Name that Saint: Saint Maximilian Kolbe
Name that Saint: Saint Maximilian Kolbe
During a time of hatred and political turmoil, Raymond Kolbe was born on January 8, 1894, the second of five sons born to Julius and Maria Kolbe.
As a young boy, Raymond had a mystical encounter with our Blessed Mother, who appeared to him and asked him to choose from two crowns: a red crown, representing martyrdom, and a white crown for purity. He chose both.
When he was only 13 years old, he and his older brother, Francis, illegally crossed the Russian/Austrian border—hiding in a haycart—to join the Conventual Franciscan junior seminary.
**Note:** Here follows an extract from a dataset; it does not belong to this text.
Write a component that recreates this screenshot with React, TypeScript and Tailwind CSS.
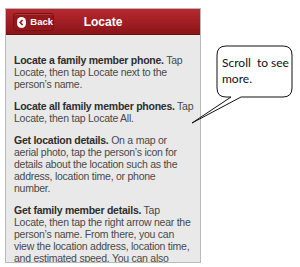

A short time later, their younger brother, Joseph, joined them.
As a Franciscan novice, Raymond was given the name Maximilian (to which he later added “Mary.”) Noticing his incredible aptitude (he designed his own miniature rocket ship in 1915), Maximilian’s professors sent him to Rome for further studies. While in the Eternal City, he witnessed the Freemasons’ attacks against the Church and founded the Militia of the Immaculata to combat the lies they were spreading and to increase devotion to Mary Immaculate. Having read about the conversion of Alphonse Ratisbonne, a former Freemason, Maximilian was convinced of Our Lady’s power through her Miraculous Medal. To the prayer “O Mary, conceived without sin, pray for us who have recourse to thee,” he added a line, “And for all those who do not have recourse to thee; especially the Masons and all those recommended to thee.”
Simultaneous to his studies in Rome, World War I erupted, and his father joined the Polish Legions, who were fighting for Poland’s independence (at that time, the area of Poland in which they lived was under Russian occupation). Maximilian’s older brother, Francis, left the Franciscan Order to fight for Polish liberation, as well. In 1914, their father, Julius, was captured by Russian soldiers and hanged as an insurrectionist.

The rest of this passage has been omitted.